Trans­form­ing Food Waste Into Fuel

Insight
Trans­form­ing Food Waste Into Fuel
Recognized as large energy consumers, wastewater treatment plants (WWTPs) also have the potential to be efficient, energy-producing facilities. 

Anaerobic digestion, which is commonly used to treat wastewater solids, naturally produces methane as it breaks down organic matter. Harnessing methane to produce heat, electric power or biofuel (also known as biomethane)—and offset facility power needs— is becoming an important energy management option.
 
Through a process called co-digestion, many treatment plants are enhancing anaerobic digestion with organic waste. Adding fat, oil and grease (FOG), as well as food waste, to anaerobic digestion accelerates this process, producing more methane gas for beneficial use and reducing the amount of solid waste conveyed to landfills.


The benefits of FOG are driving industry competition, according to CDM Smith's experts. Because the addition of food waste is so beneficial to digestion, demand for FOG is creating competition among WWTPs. Treatment plant owners receive fees from the waste haulers collecting FOG from restaurants and also benefit from increased energy production, which could have far-reaching effects in the industry.

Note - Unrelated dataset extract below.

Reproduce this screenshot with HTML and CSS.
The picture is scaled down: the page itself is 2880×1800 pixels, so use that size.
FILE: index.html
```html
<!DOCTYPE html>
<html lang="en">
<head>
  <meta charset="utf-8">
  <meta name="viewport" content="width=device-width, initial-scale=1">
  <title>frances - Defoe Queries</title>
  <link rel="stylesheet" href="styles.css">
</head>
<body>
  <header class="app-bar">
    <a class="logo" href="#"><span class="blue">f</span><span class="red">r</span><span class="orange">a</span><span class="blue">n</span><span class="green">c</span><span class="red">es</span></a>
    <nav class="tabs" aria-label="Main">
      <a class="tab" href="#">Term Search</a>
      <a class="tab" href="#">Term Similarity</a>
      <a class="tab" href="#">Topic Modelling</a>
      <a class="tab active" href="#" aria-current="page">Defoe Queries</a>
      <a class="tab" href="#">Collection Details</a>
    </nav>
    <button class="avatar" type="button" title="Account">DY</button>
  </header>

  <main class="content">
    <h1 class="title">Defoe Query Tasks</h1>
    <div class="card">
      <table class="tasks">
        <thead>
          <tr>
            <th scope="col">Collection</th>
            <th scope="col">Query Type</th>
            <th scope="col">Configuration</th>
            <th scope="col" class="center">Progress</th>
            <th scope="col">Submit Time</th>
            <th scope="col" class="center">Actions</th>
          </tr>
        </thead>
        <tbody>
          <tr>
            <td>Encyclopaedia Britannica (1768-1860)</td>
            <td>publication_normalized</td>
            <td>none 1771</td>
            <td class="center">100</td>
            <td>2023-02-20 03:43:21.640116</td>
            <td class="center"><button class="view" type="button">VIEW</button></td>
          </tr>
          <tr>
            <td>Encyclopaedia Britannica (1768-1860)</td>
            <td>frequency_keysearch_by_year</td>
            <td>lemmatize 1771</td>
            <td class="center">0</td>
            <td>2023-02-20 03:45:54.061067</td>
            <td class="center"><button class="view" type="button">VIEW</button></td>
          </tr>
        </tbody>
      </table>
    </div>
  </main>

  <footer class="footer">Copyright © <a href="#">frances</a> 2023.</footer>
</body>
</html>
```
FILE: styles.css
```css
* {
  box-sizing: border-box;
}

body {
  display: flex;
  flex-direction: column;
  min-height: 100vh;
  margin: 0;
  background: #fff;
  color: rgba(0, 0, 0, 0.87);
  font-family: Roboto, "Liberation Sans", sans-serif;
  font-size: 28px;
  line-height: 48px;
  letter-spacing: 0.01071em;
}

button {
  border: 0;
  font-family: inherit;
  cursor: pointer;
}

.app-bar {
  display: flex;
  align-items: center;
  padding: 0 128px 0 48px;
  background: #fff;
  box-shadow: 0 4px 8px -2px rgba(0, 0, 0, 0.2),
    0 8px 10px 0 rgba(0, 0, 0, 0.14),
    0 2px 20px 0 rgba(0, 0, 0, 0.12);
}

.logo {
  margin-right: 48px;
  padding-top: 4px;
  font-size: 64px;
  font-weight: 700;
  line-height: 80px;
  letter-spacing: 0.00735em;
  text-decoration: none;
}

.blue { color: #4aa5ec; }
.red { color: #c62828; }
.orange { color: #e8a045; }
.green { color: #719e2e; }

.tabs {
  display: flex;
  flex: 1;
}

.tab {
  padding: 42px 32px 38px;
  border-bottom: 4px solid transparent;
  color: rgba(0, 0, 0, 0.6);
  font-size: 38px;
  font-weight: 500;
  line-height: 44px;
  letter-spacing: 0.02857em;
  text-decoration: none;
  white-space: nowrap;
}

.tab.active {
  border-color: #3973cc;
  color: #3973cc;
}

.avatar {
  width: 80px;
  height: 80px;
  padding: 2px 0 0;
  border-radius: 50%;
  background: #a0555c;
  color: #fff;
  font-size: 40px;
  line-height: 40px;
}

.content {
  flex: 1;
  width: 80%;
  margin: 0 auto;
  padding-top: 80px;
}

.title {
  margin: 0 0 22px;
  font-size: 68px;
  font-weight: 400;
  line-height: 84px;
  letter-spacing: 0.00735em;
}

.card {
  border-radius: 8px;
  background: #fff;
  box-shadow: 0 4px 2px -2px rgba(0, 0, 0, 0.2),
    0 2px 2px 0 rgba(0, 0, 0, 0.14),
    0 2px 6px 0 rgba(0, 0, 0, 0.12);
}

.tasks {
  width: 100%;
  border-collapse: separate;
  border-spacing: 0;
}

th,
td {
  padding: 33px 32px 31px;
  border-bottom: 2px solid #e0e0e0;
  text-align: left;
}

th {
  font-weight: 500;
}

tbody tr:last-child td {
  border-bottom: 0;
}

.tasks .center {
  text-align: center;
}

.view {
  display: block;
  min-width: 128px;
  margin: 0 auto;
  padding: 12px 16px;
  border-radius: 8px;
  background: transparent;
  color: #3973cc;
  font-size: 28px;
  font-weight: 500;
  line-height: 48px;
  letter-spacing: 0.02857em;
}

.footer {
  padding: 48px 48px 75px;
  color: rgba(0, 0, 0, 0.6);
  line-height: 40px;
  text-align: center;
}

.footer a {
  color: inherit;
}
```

Strategic Upgrades, Superior Results
The addition of FOG has been successful at the city of Riverside’s regional water quality control plant in Southern California. CDM Smith is helping with innovative plant upgrades, including a new 26-million-gallon-per-day (mgd) membrane bio- reactor, new primary clarifiers, a solids handling facility, two new digesters and a permanent FOG unloading station. The plant’s capacity will be initially expanded from 40 to 46 mgd and ultimately to 52 mgd during the project’s second phase.

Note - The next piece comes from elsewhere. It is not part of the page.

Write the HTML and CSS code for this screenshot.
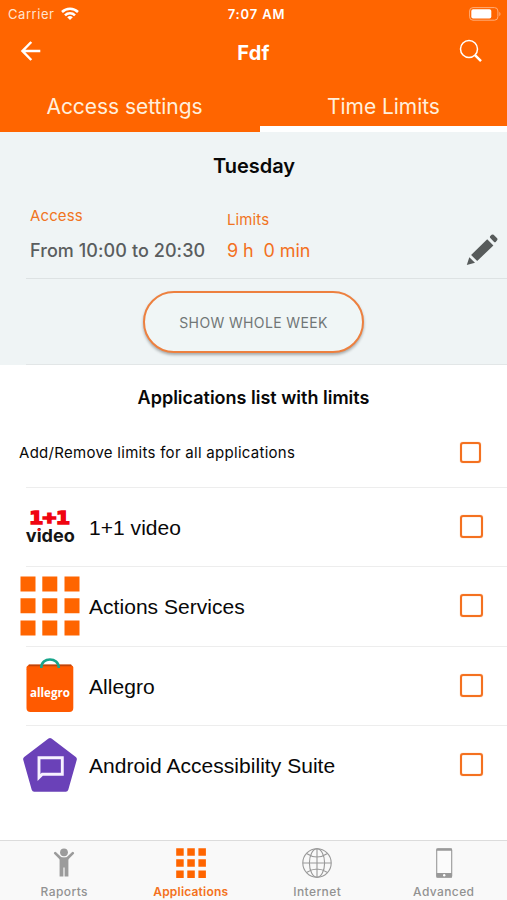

Although the original digesters were performing well and producing energy to help run the facility, Riverside Public Works Department wanted a more effective system. Pilot testing proved that increasing the amount of FOG to 20 to 30 percent of overall volatile solids loading would improve volatile solids destruction by 5 to 10 percent while increasing gas production. As a result, FOG will be added to the new and upgraded digesters.

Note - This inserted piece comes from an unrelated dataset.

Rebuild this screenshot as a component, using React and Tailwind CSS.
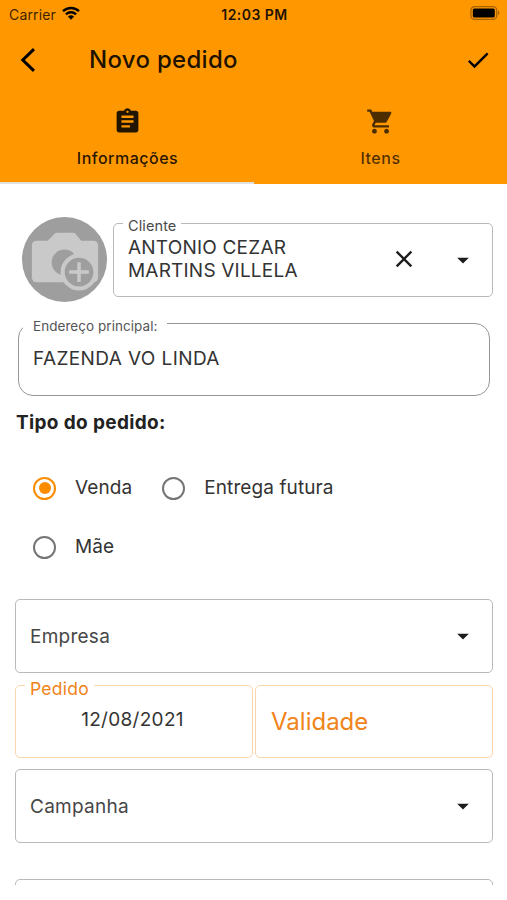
import { useState } from 'react';
import clsx from 'clsx';

const tabs = [
    { id: 'info', label: 'Informações', icon: AssignmentIcon },
    { id: 'items', label: 'Itens', icon: CartIcon },
];

function MaterialIcon({ d, className }) {
    return (
        <svg viewBox="0 0 24 24" fill="currentColor" className={clsx('shrink-0', className)}>
            <path d={d} />
        </svg>
    );
}

function AssignmentIcon() {
    return (
        <MaterialIcon
            className="size-[29px]"
            d="M19 3h-4.18C14.4 1.84 13.3 1 12 1c-1.3 0-2.4.84-2.82 2H5c-1.1 0-2 .9-2 2v14c0 1.1.9 2 2 2h14c1.1 0 2-.9 2-2V5c0-1.1-.9-2-2-2zm-7 0c.55 0 1 .45 1 1s-.45 1-1 1-1-.45-1-1 .45-1 1-1zm2 14H7v-2h7v2zm3-4H7v-2h10v2zm0-4H7V7h10v2z"
        />
    );
}

function CartIcon() {
    return (
        <MaterialIcon
            className="size-[29px]"
            d="M7 18c-1.1 0-1.99.9-1.99 2S5.9 22 7 22s2-.9 2-2-.9-2-2-2zM1 2v2h2l3.6 7.59-1.35 2.45c-.16.28-.25.61-.25.96 0 1.1.9 2 2 2h12v-2H7.42c-.14 0-.25-.11-.25-.25l.03-.12.9-1.63h7.45c.75 0 1.41-.41 1.75-1.03l3.58-6.49c.08-.14.12-.31.12-.48 0-.55-.45-1-1-1H5.21l-.94-2H1zm16 16c-1.1 0-1.99.9-1.99 2s.89 2 1.99 2 2-.9 2-2-.9-2-2-2z"
        />
    );
}

function DropdownIcon() {
    return <MaterialIcon className="mb-px size-7 text-[#1c1c1c]" d="M7 10l5 5 5-5z" />;
}

function StatusBar() {
    return (
        <div className="grid h-7 grid-cols-3 items-center pr-[7px] pl-[9px] text-[14px] text-black/80">
            <div className="flex items-center gap-[6px]">
                <span className="tracking-[0.15px]">Carrier</span>
                <svg viewBox="0 0 18 14" className="mb-[3px] h-[14px] w-[18px] text-black">
                    <path d="M1 5.2a11.6 11.6 0 0 1 16 0" fill="none" stroke="currentColor" strokeWidth="2.4" />
                    <path d="M3.9 8.3a7.4 7.4 0 0 1 10.2 0" fill="none" stroke="currentColor" strokeWidth="2.3" />
                    <path d="M9 13.8 5.9 10.6a4.5 4.5 0 0 1 6.2 0z" fill="currentColor" />
                </svg>
            </div>
            <span className="text-center font-semibold tracking-[0.45px] text-black/90">12:03 PM</span>
            <svg viewBox="0 0 30 14" className="mb-0.5 h-[14px] w-[30px] justify-self-end">
                <rect x="0.9" y="0.7" width="25.8" height="12.6" rx="3.6" fill="none" stroke="#000" strokeOpacity="0.35" strokeWidth="1.3" />
                <rect x="2.8" y="2.6" width="22" height="8.8" rx="1.5" />
                <path d="M28 4.8c1.9.6 1.9 3.8 0 4.4z" fillOpacity="0.35" />
            </svg>
        </div>
    );
}

// Outlined box with a label sitting over its top border
function OutlinedField({ label, labelClassName, className, children }) {
    return (
        <div className={clsx('relative flex items-center border', className)}>
            {label && (
                <span className={clsx('absolute bg-white whitespace-nowrap', labelClassName)}>{label}</span>
            )}
            {children}
        </div>
    );
}

function SelectField({ label, className }) {
    return (
        <OutlinedField className={clsx('h-[74px] justify-between rounded-[5px] border-[#b9b9b9] pr-[15px] pl-[14px]', className)}>
            <span className="pt-0.5 text-[19px] tracking-[0.25px] text-[#474747]">{label}</span>
            <DropdownIcon />
        </OutlinedField>
    );
}

function Radio({ label, checked, onSelect }) {
    return (
        <button type="button" onClick={onSelect} className="flex h-[58px] items-center gap-[19px]">
            <span
                className={clsx(
                    'flex size-[23px] items-center justify-center rounded-full border-[2.5px]',
                    checked ? 'border-[#fb8c00]' : 'border-[#757575]'
                )}
            >
                {checked && <span className="size-3 rounded-full bg-[#fb8c00]" />}
            </span>
            <span className="pt-px text-[19px] tracking-[0.1px] text-[#333]">{label}</span>
        </button>
    );
}

function PhotoPlaceholder() {
    return (
        <svg viewBox="0 0 86 86" className="mt-[-6px] mr-px size-[85px] shrink-0">
            <circle cx="43" cy="43" r="43" fill="#9e9e9e" />
            <path
                d="M15 24h11l7-7q1-1 3-1h15q2 0 3 1l6 7h12q5 0 5 5v32q0 5-5 5H15q-5 0-5-5V29q0-5 5-5z"
                fill="#c9c9c9"
            />
            <circle cx="43" cy="46" r="13" fill="#9e9e9e" />
            <circle cx="57.7" cy="55.7" r="18.7" fill="#c9c9c9" />
            <circle cx="57.7" cy="55.7" r="14.5" fill="#9e9e9e" />
            <path d="M57.7 45.7v20M47.7 55.7h20" stroke="#c9c9c9" strokeWidth="3.6" />
        </svg>
    );
}

export default function App() {
    const [activeTab, setActiveTab] = useState('info');
    const [orderType, setOrderType] = useState('Venda');

    return (
        <div className="h-[900px] w-[507px] overflow-hidden bg-white font-['Inter','Liberation_Sans',sans-serif]">
            {/* Header */}
            <header className="h-[184px] bg-[#ff9800]">
                <StatusBar />

                <div className="flex h-16 items-center pr-[15px] pl-5">
                    <svg viewBox="0 0 16 24" className="h-6 w-4 text-black" fill="none" stroke="currentColor" strokeWidth="3">
                        <path d="M14 1.2 2.8 12 14 22.8" />
                    </svg>
                    <h1 className="ml-[53px] flex-1 text-[24px] font-medium tracking-[0.3px] text-black/90">Novo pedido</h1>
                    <MaterialIcon className="size-7 text-black" d="M9 16.17L4.83 12l-1.42 1.41L9 19 21 7l-1.41-1.41z" />
                </div>

                <nav className="flex h-[92px]">
                    {tabs.map(({ id, label, icon: Icon }) => (
                        <button
                            key={id}
                            type="button"
                            onClick={() => setActiveTab(id)}
                            className={clsx(
                                'flex flex-1 flex-col items-center border-b-2 pt-[15px]',
                                activeTab === id ? 'border-[#e0e0e0] pl-px text-black/87' : 'border-transparent text-black/70'
                            )}
                        >
                            <Icon />
                            <span className="mt-[10px] text-[16px] leading-6 font-medium tracking-[0.5px]">{label}</span>
                        </button>
                    ))}
                </nav>
            </header>

            {/* Order form */}
            <main className="flex flex-col">
                <div className="mt-[39px] flex gap-[5px] pr-[14px] pl-[22px]">
                    <PhotoPlaceholder />
                    <OutlinedField
                        label="Cliente"
                        className="h-[74px] flex-1 rounded-[5px] border-[#b9b9b9] pr-[15px] pl-[14px]"
                        labelClassName="-top-[9px] left-[9px] px-[5px] text-[14.5px] leading-[22px] tracking-[0.1px] text-[#4a4a4a]"
                    >
                        <span className="mb-0.5 w-[200px] text-[19px] leading-[23px] tracking-[0.2px] text-[#333]">
                            ANTONIO CEZAR MARTINS VILLELA
                        </span>
                        <MaterialIcon
                            className="mr-[31px] mb-[3px] ml-auto size-7 text-[#1c1c1c]"
                            d="M19 6.41L17.59 5 12 10.59 6.41 5 5 6.41 10.59 12 5 17.59 6.41 19 12 13.41 17.59 19 19 17.59 13.41 12z"
                        />
                        <DropdownIcon />
                    </OutlinedField>
                </div>

                <OutlinedField
                    label="Endereço principal:"
                    className="mt-[21px] mr-[17px] ml-[18px] h-[73px] rounded-[15px] border-[1.5px] border-[#969696] pl-[14px]"
                    labelClassName="-top-2 left-1 pr-[10px] pl-[10px] text-[13.5px] leading-5 tracking-[0.05px] text-[#555]"
                >
                    <span className="text-[19px] tracking-[0.4px] text-[#333]">FAZENDA VO LINDA</span>
                </OutlinedField>

                <h2 className="mt-[13px] ml-4 text-[19px] leading-7 font-bold tracking-[0.35px] text-[#222]">Tipo do pedido:</h2>

                <div className="mt-[22px] flex flex-wrap gap-x-[30px] gap-y-px pr-[110px] pl-[33px]">
                    {['Venda', 'Entrega futura', 'Mãe'].map((type) => (
                        <Radio
                            key={type}
                            label={type}
                            checked={orderType === type}
                            onSelect={() => setOrderType(type)}
                        />
                    ))}
                </div>

                <SelectField label="Empresa" className="mt-[23px] mr-[14px] ml-[15px]" />

                <div className="mt-3 mr-[14px] ml-[15px] grid grid-cols-2 gap-0.5">
                    <OutlinedField
                        label="Pedido"
                        className="h-[73px] justify-center rounded-[5px] border-[#fdd5aa]"
                        labelClassName="-top-[9px] left-[9px] px-[5px] text-[17.5px] leading-6 tracking-[0.25px] text-[#f08319]"
                    >
                        <span className="mr-[3px] mb-[3px] text-[19px] tracking-[0.3px] text-[#333]">12/08/2021</span>
                    </OutlinedField>
                    <OutlinedField className="h-[73px] rounded-[5px] border-[#fdd5aa] pl-[15px]">
                        <span className="text-[24px] text-[#f08319]">Validade</span>
                    </OutlinedField>
                </div>

                <SelectField label="Campanha" className="mt-[11px] mr-[14px] ml-[15px]" />

                {/* Next field, cut off by the end of the scroll area */}
                <div className="mt-9 mr-[14px] ml-[15px] h-[6px] shrink-0 overflow-hidden">
                    <OutlinedField className="h-[75px] rounded-[5px] border-[#b9b9b9]" />
                </div>
            </main>
        </div>
    );
}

In addition, CDM Smith collaborated with Arizona State University to test a sludge disintegration technology that breaks down cell membranes in waste activated sludge (WAS) prior to anaerobic digestion to increase gas production. Studies at Riverside indicated a 30-percent increase in gas produced from WAS.

A Hidden Source of Resources
Although anaerobic digestion is well established in wastewater treatment, the premise of food waste as fuel is being further examined as part of a demon­stra­tion project at the U.S. Air Force Academy—funded and managed by the U.S. Department of Defense (DoD) Envi­ron­men­tal Security Technology Certi­fi­ca­tion Program (ESTCP).

Military instal­la­tions produce a significant amount of pre- and post-consumer food waste, as well as cooking oil and grease trap waste. This waste and the power of anaerobic bacteria will be used to produce energy-rich, renewable biomethane in an organic waste anaerobic digestion system.

“Digesting organic waste has enormous potential. Not only will it reduce the amount of waste going to landfills, but it produces a high-end energy product that will offset energy use, reduce greenhouse gas emissions, and help us reach our renewable energy goals,” says Dr. Andrea Leeson, ESTCP program manager for envi­ron­men­tal restoration.

CDM Smith is designing and building the Air Force Academy’s demon­stra­tion plant in Colorado Springs, Colorado—the first to exclusively use food waste—to determine the effec­tive­ness of converting high-energy wastes into biomethane. The demon­stra­tion will determine the types and compo­si­tions of waste that can be digested, as well as optimal conditions for operation and production.

Refining Technology to Meet Regulations
There has been a great degree of under­stand­ing about the benefits of anaerobic digestion for a while, but now the technology has been refined and the use of FOG and food waste is garnering attention and becoming increas­ingly popular. Success­fully harnessing energy from organic waste will help the DoD and other agencies meet U.S. federal regulations that require renewable energy sources—7 percent by 2013, as mandated by the 2005 Energy Policy Act, and 25 percent by 2025, as mandated by the 2007 National Defense Autho­riza­tion Act.

As beneficial reuse continues to take center stage and FOG and food waste systems have ongoing success, oppor­tu­ni­ties will increase for creating energy from waste and offsetting energy needs econom­i­cally.